On 9/25/07, Gopal Kappiarath <gopalkster@xxxxxxxxx> wrote:
>
> On Sep 26, 2007, at 5:50 AM, Yoshie Furuhashi wrote:
>
> >
> > I have talked with a lot of Iranians, both in Iran and in the
> > diaspora, and what I stated, the idea of sexual orientations not being
> > a norm in Iran, is simply a fact, not a peculiar idea of Ahmadinejad.
> > Whether Iranians will create the kind of society sketched above by
> > moving from where they stand now into the direction I suggested,
> > rather than adopting the discourse of sexual orientations en masse and
> > developing identity politics based on it, remains to be seen, and it
> > is up to them, not to you or me.
> > --
> > Yoshie
>
>
> Sexual orientation as identity is not the norm in US as well.

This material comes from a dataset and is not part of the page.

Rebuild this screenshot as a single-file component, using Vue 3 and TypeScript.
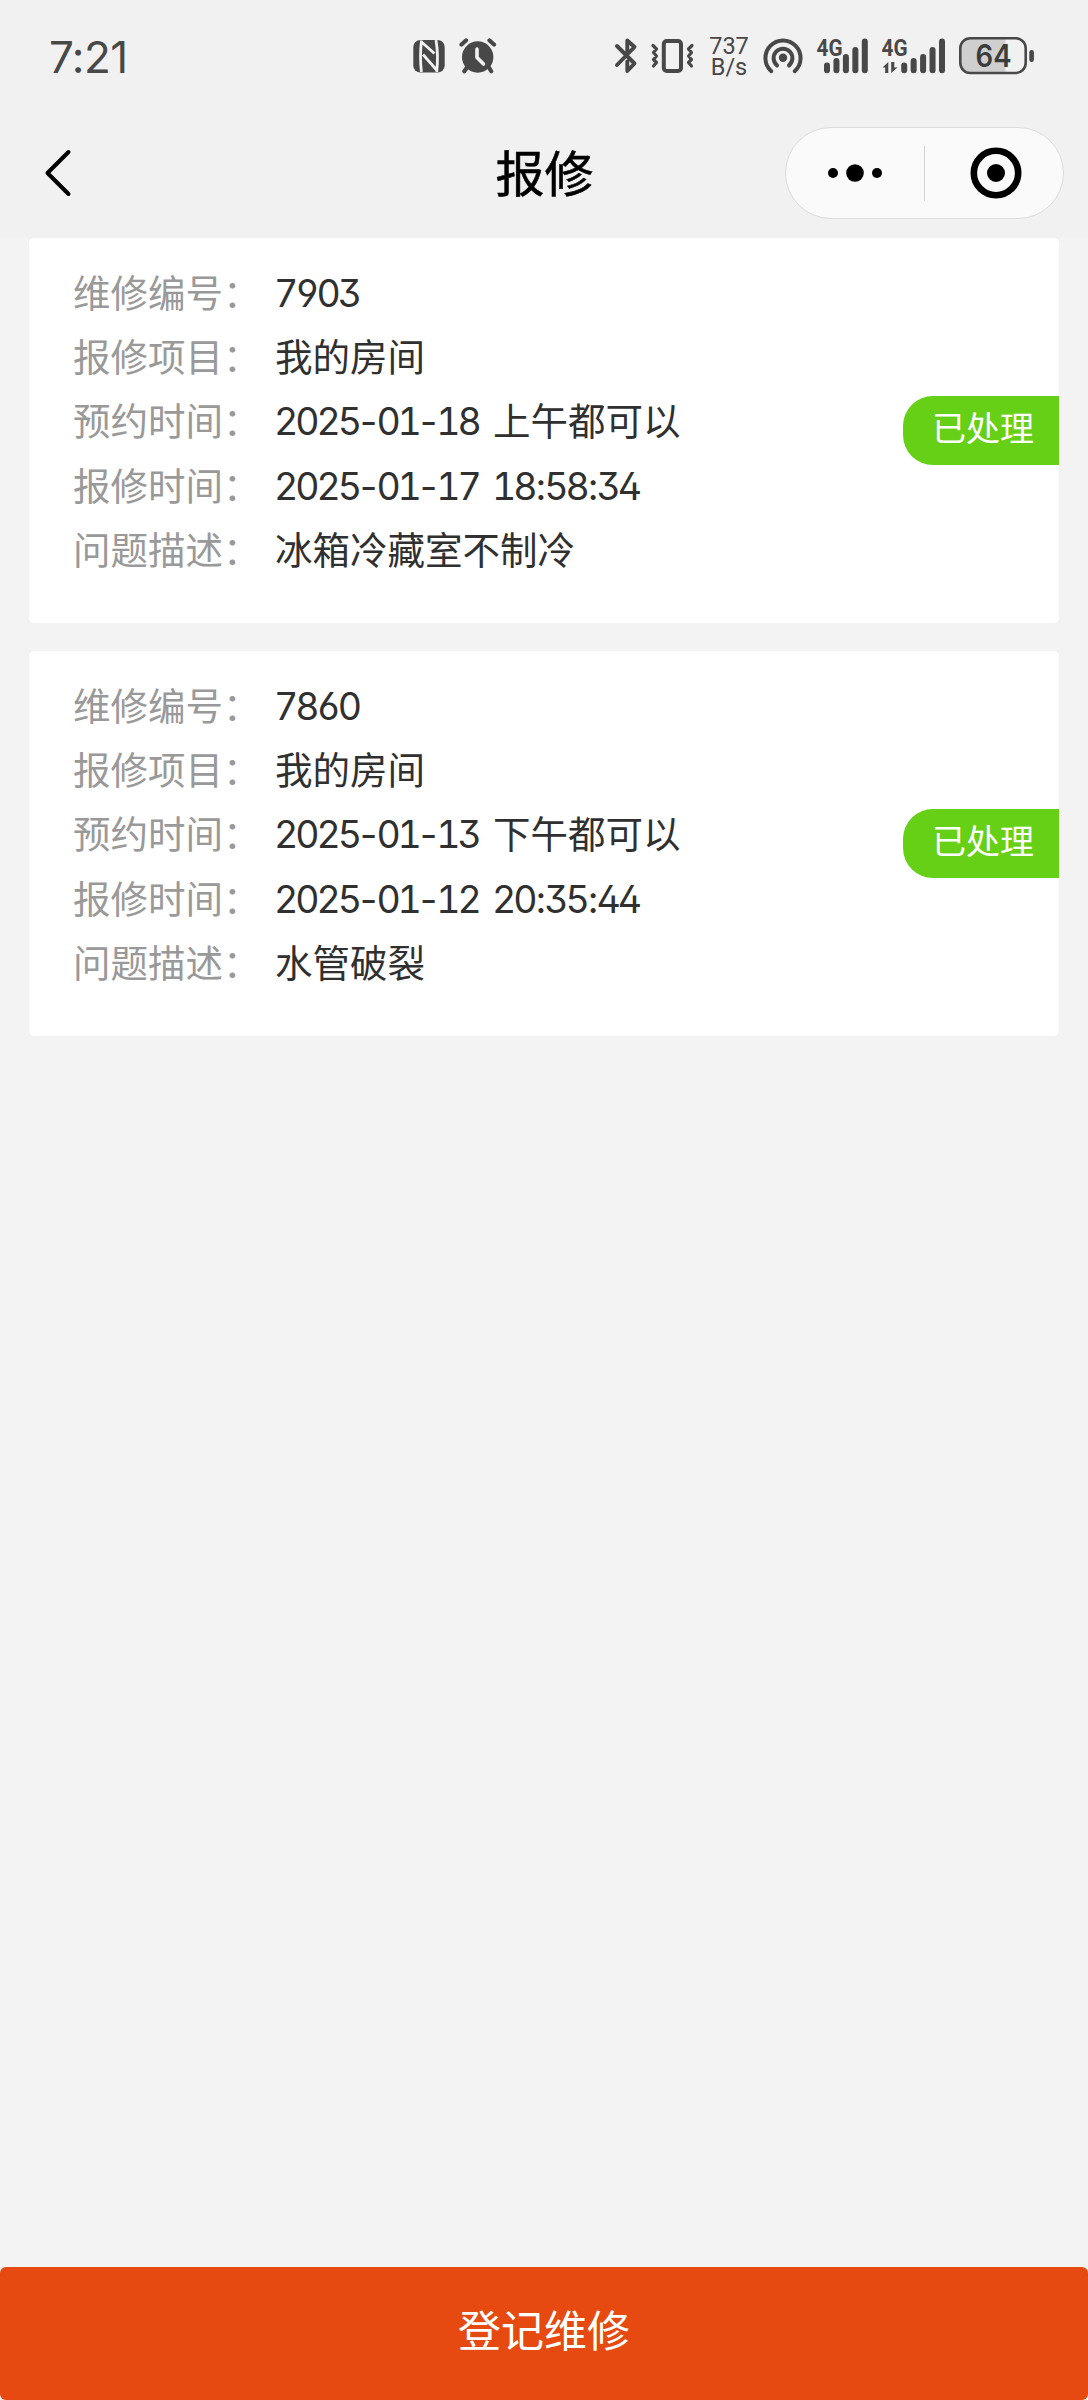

Discourse of sexual orientations shapes the legal norm nationwide in
the USA, except that, among workers of lower strata, especially in
working-class communities of color, it appears to co-exist with older
customs.

> Identity politics
>   is problematic, not just because they rely on categorizations that
> are socially/culturally constructed ( and hence the definition
> remains open),
> but also because  they can aspire to a constant ( dehistoricized)
> 'victimhood' status based on identity.

Many years ago, I read a book by Wendy Brown that addresses the
problem of politics limited by "a constant (dehistoricized)
'victimhood' status based on identity" that you point out: States of
Injury: Power and Freedom in Late Modernity,
<http://www.amazon.com/States-Injury-Wendy-Brown/dp/069102989X>.

> If identity is recognized as multiple and temporary, and as a
> construction that occurs in an encounter with
> the 'other',  then neither is victimhood permanent  nor is the need
> to  be defined by that identity all the time.
>
> (A slave is a slave in relation to his master, but can be the master
> in relation to his spouse)

We can look at history and see how identities have appeared and
disappeared, which I think will help.

> Maybe all Iranians are heterosexual and comfortable with their gender/
> sexual identities,

A majority of Iranians, from what I know, don't define themselves as
heterosexual as opposed to homosexual the way people do here.  It's
rather that they have not thought of themselves in these terms.

> but if there are
> people who would like to be otherwise, and if the culture makes this
> restrictive,  and the state
> refuses to acknowledge it, then those who would like to be different
> cannot be so, and will
> remain inhibited and  may be victimized as well.
<snip>
> The need to ban stuff ( books) because they might expose the people
> to different
> viewpoints is a sign of  intolerance.

I agree with you 100% on these points.  There are many cultural
problems in Iran, some of which the government invents and others of
which it very much aggravates through its censorship, policing, and so
on.  The question is how best to remedy them.